Hi, all. I took some time to look into this, and unfortunately, Kamil is right - without a near-total rewrite of the Express integration, there's no good way to solve this problem. I think I might have a hack which could solve part of it (the labeling of transactions, accounting for the substitution problem Kamil mentioned), and it's conceivable a similar method could work to solve the original issue mentioned here (that of missing spans), but to really make it work, we'll have to adopt a different approach. That's not off the table, but moves this out of the category of "small bug fix" and into the category of "work that has to be planned for," which is why it hasn't happened yet, unfortunately.

A little more detail, in case it's helpful:

The first things to know are:

  1. Each router only keeps track of or handles its part of the path.
  2. The SDK has access to the routers (both for span creation and the access to the parameterized route) by dint of wrapping .use(), .get(), and the like, which are at their heart registration methods - "when there's a GET request to /xyz, please run this handler" - and which therefore are only run once, at app startup.

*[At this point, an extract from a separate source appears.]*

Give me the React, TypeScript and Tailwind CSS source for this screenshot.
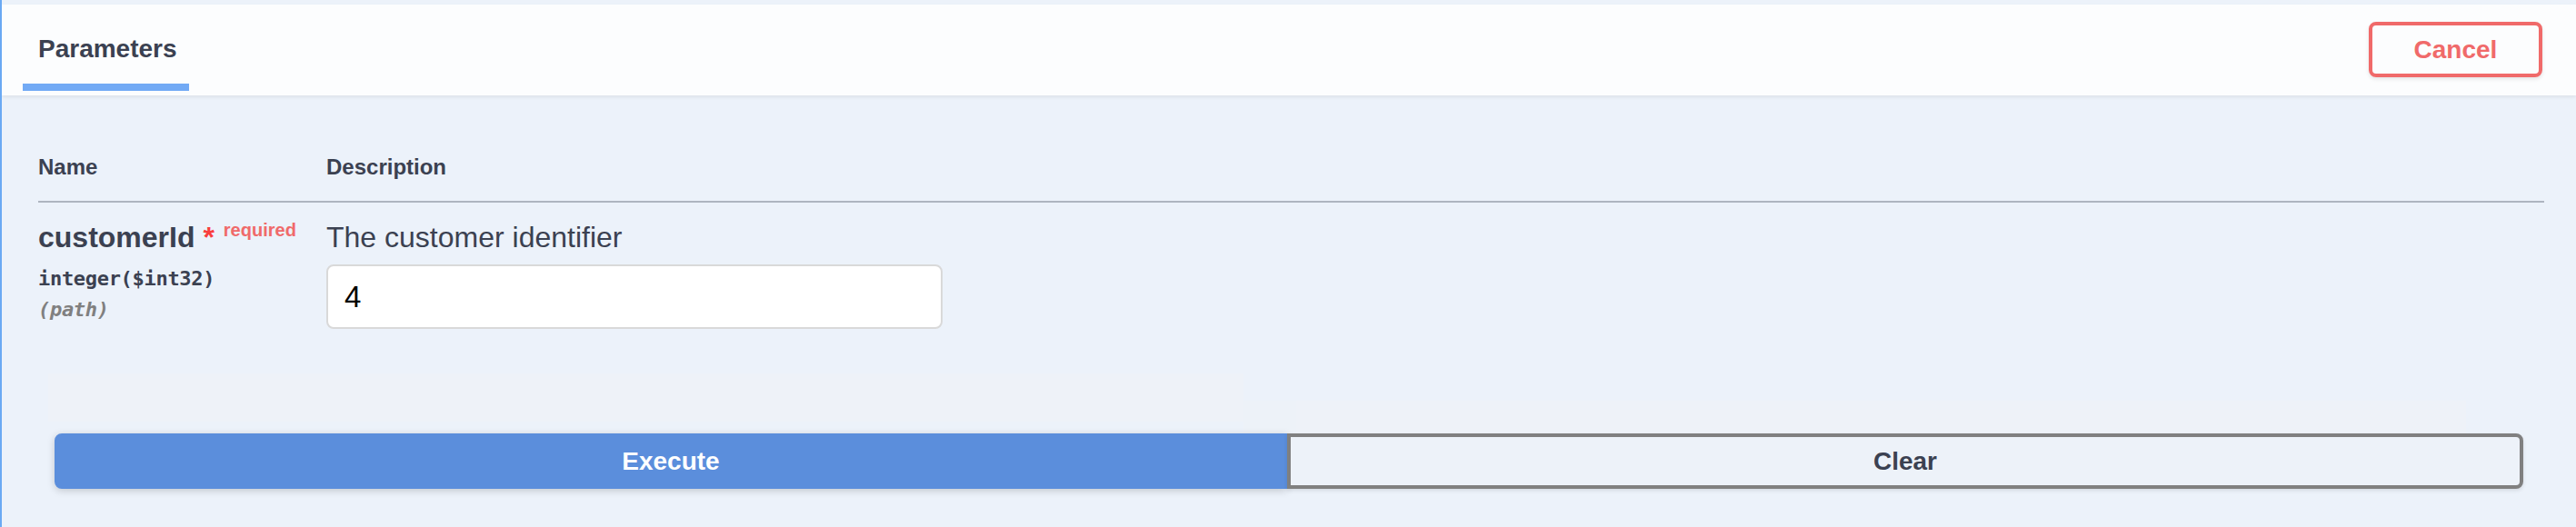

The root cause of the problem is that by the time the SDK comes along to do its wrapping, all but the top-level routers have already registered their handlers: as soon as you import a router, its code runs and all of the sub-routers get registered. But of course, you have to import the router in order to be able to give it to the SDK to wrap, so by definition that will happen before the SDK can do its thing. Only calls to .use(), .get(), etc which occur after Sentry.init() get wrapped, so the upshot is that only routers the top-most level of the router tree can either create spans or provide a parameterized version of their part of the path. (Further, at the moment, the integration only accepts a single router, the root of the tree, and so nothing below that top level could be wrapped in any case.) The only way to get around this would be to modify the integration to accept multiple routers, and then to create and configure all routers in the same file as the Sentry.init() call, making sure that all .use(), .get(), etc calls happen once the SDK is already running. Gross, and also unrealistic.

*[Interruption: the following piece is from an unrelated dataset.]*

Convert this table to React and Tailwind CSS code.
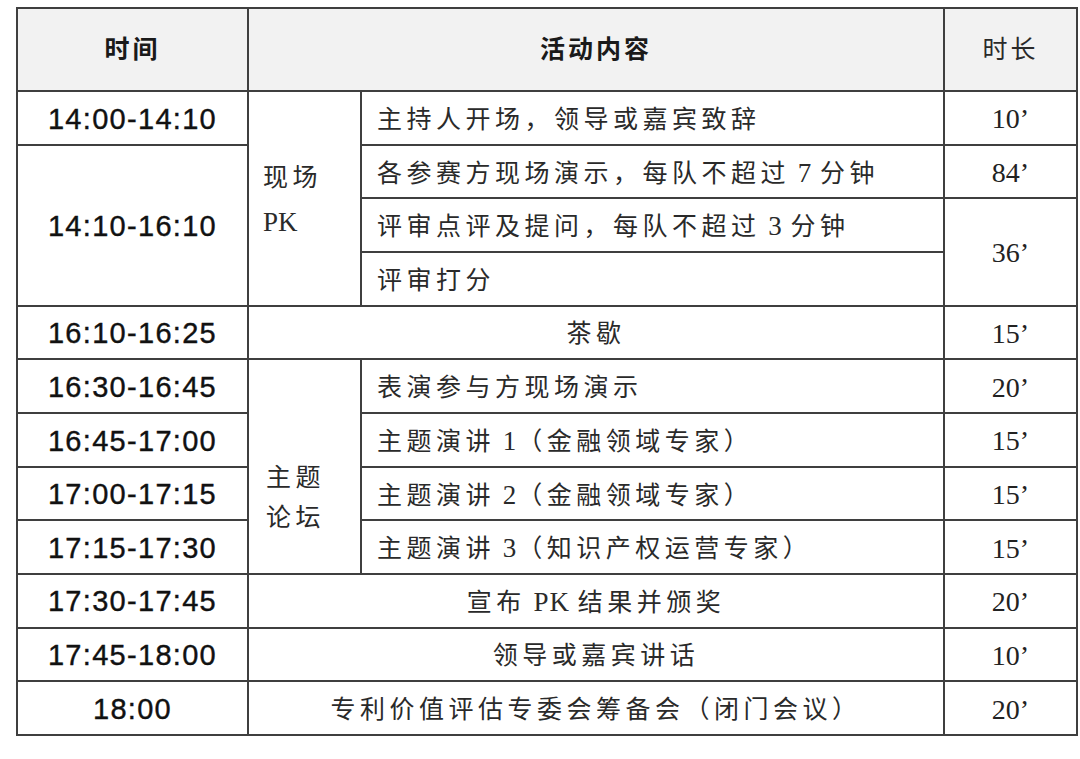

I spent more time than I care to admit stepping through Express routing code, and I think there may be a spot we could hook into, as the parameters are being processed, which would let us reconstruct each part of the parameterized path as it's matched. (It's similar to the substitution Kamil mentioned, but with the ability to disambiguate identical parameter names, as well as parameter values which match hard-coded parts of the path.) I haven't had a chance to fully test it out, though, nor to see if similar hackery could be employed for span creation. Ultimately, I think our better bet will be to continue to accept only the top-level router, but to then actually walk the router tree after it's fully formed.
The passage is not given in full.